Unfortunately, this means comments, spaces, etc., count as part of the compressed size. In reality it won't have a big effect, but if you would like to aim for absolute minimization, we strongly suggest developing within a structure of well-commented readable code, and only minifying as a separate process.

The credit will be divided evenly between the two parts of the assignment. For each part, the score breakdown is as follows, with exact details described below:

40% (20 points): Submission and Correctness
30% (15 points): Baseline-to-Midline Performance
30% (15 points): Midline-to-Highline Performance

Incorrect programs receive no performance points; your program must be correct before it can receive any performance points. If you do not reach the baseline (bzip2), you will receive no performance points.

If you reach the midline specified in each part above, you will receive all 15 of the first set of performance points. If you do not reach the midline, we will scale down your score in proportion to the baseline (bzip2). So, for example, if you got 7, where the baseline was 5 and the midline was 11, you would earn ((7-5)/(11-5))*15, or about 5 of the 15 points in the first set of performance points.

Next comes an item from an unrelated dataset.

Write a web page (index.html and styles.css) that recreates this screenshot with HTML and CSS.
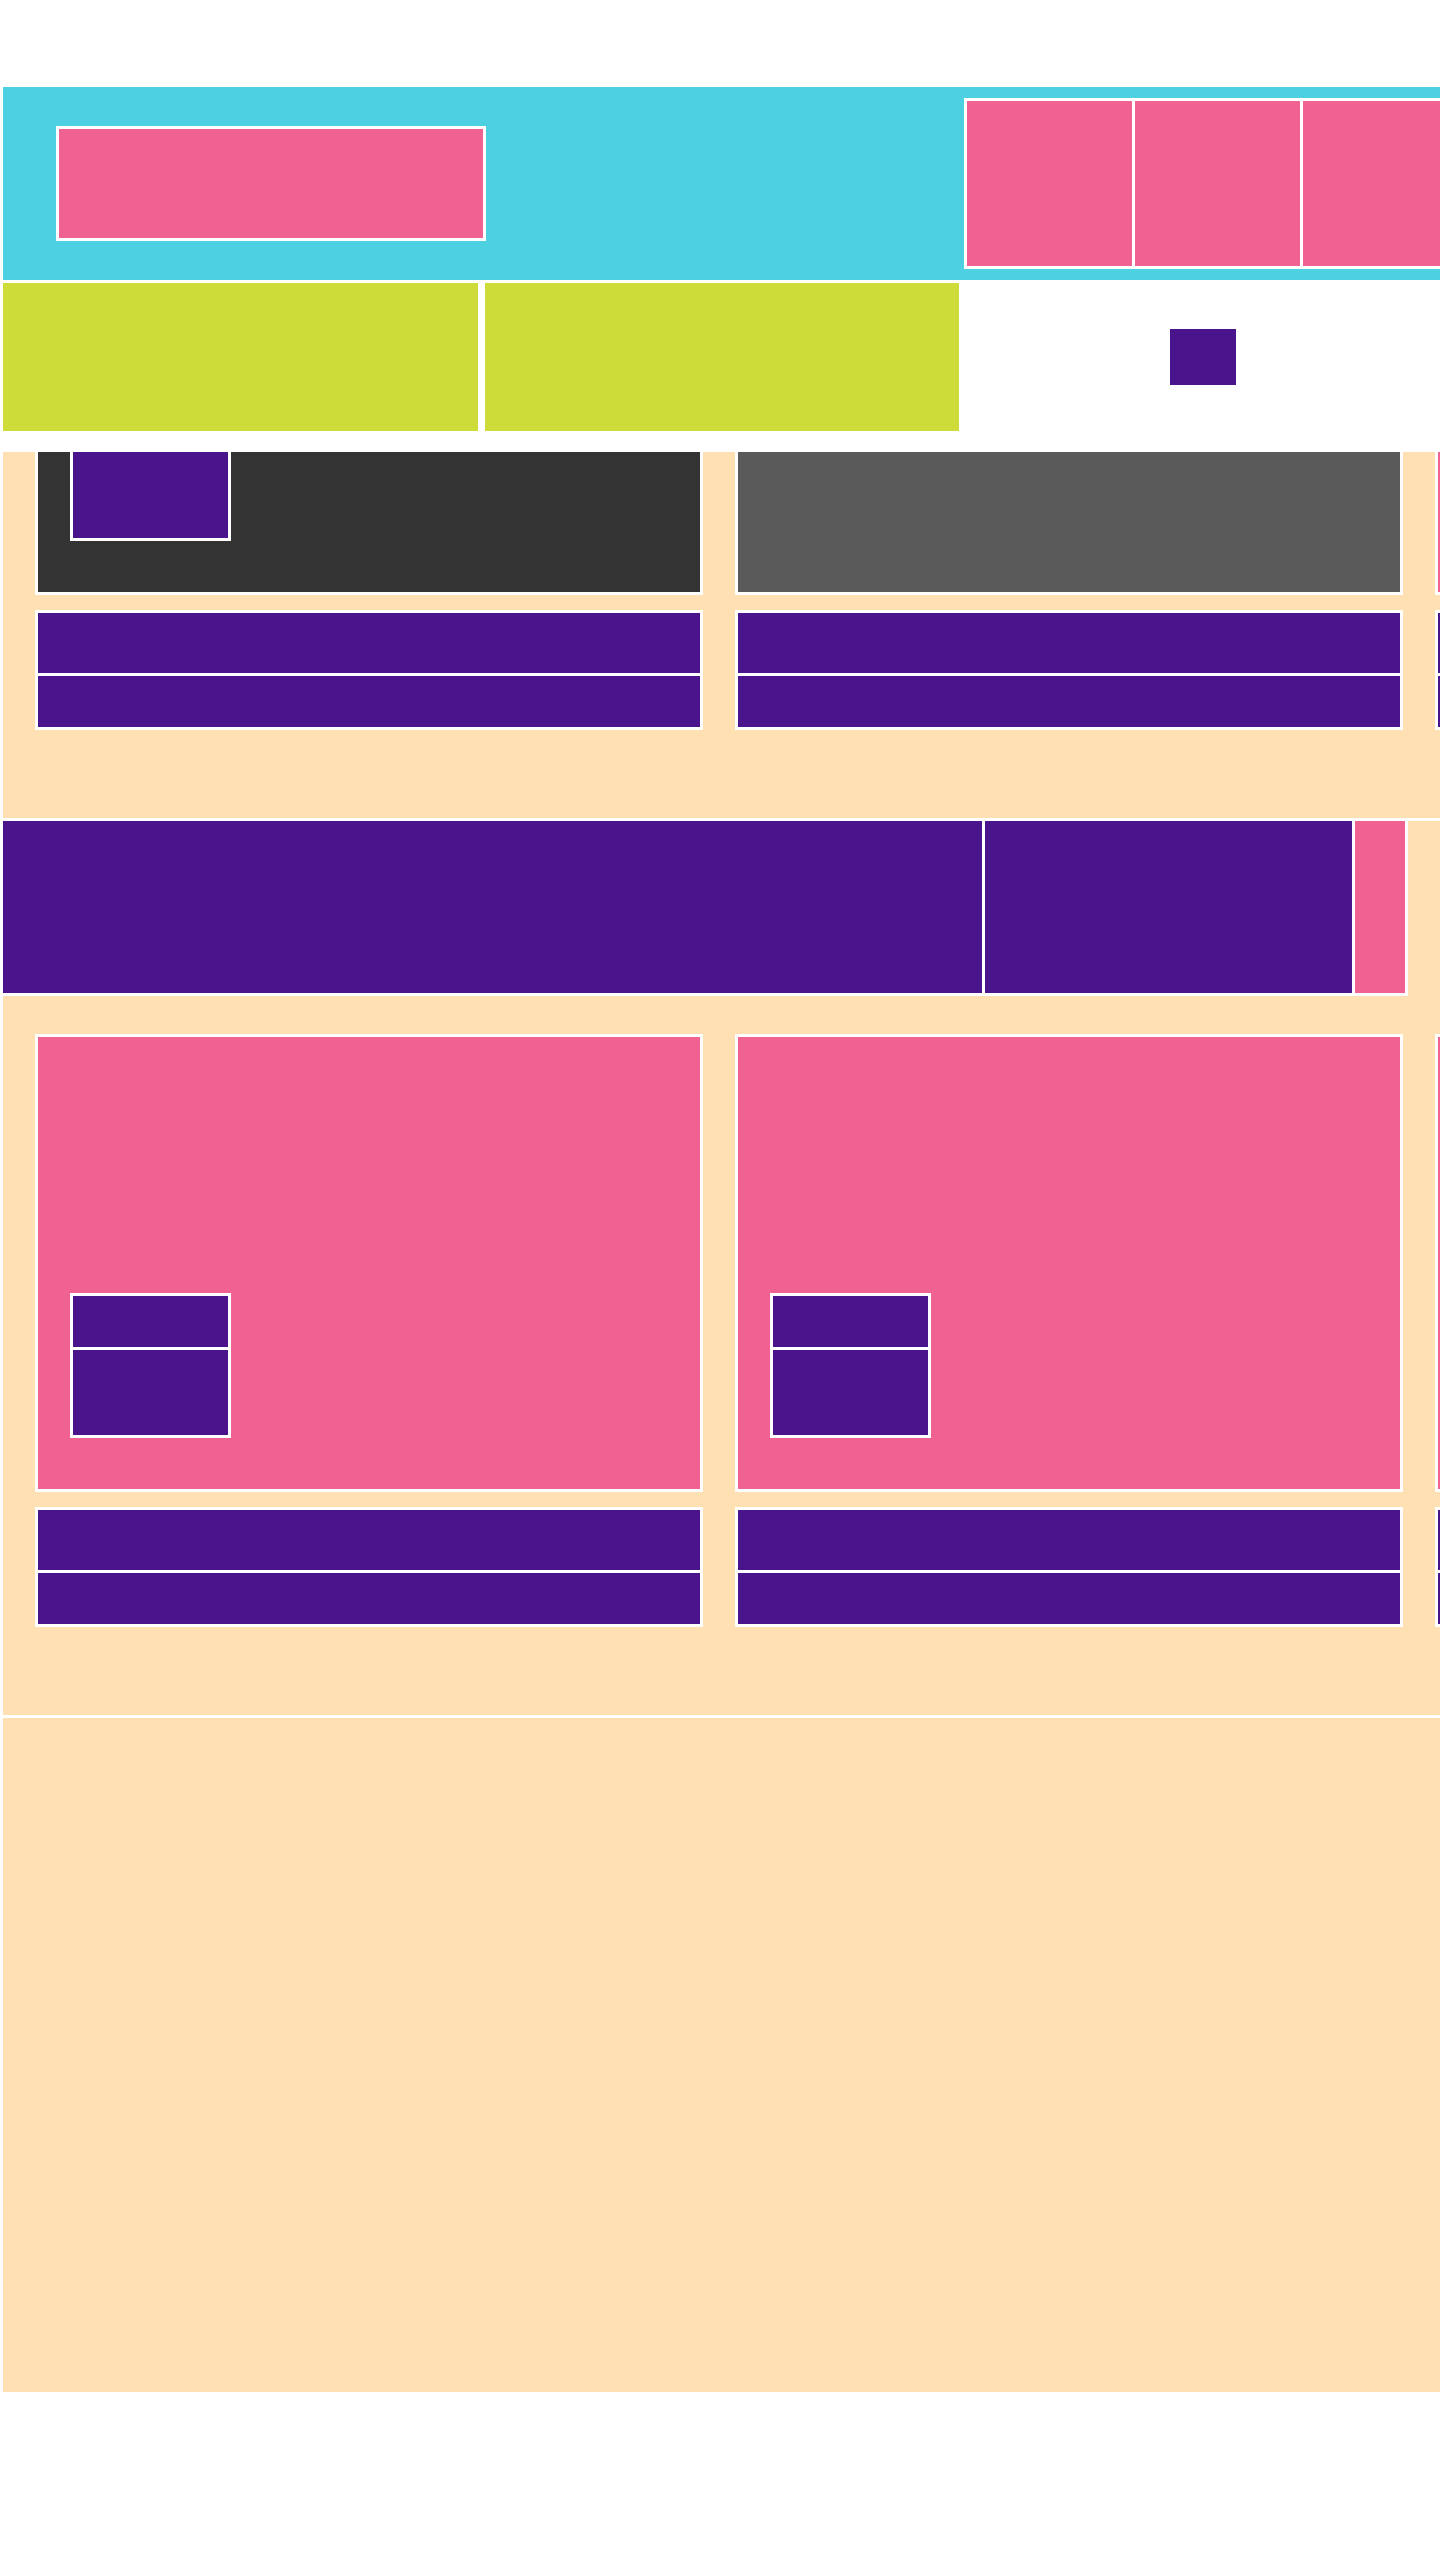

Beyond the midline, the second set of performance points will be relative to the best compression ratios in the submissions from this semester. To avoid any perception or reality of fostering cutthroat behavior, but balancing against disincentivizing striving to maximize one's ratio, we will define this to be "among the top 10%". Thus, if you get in the top 10% of compression ratios, you will earn all the points in the second set. Otherwise, your score will be scaled based on the midline and the lowest ratio in the top 10%. So, for example, if you got 20 when the midline was 19 and the 90th percentile was 21, even if the highest compression score in the class was 50(not likely!), you would still earn ((20-19)/(21-19))*15 = 7.5 of the 15 points in the second set of performance points.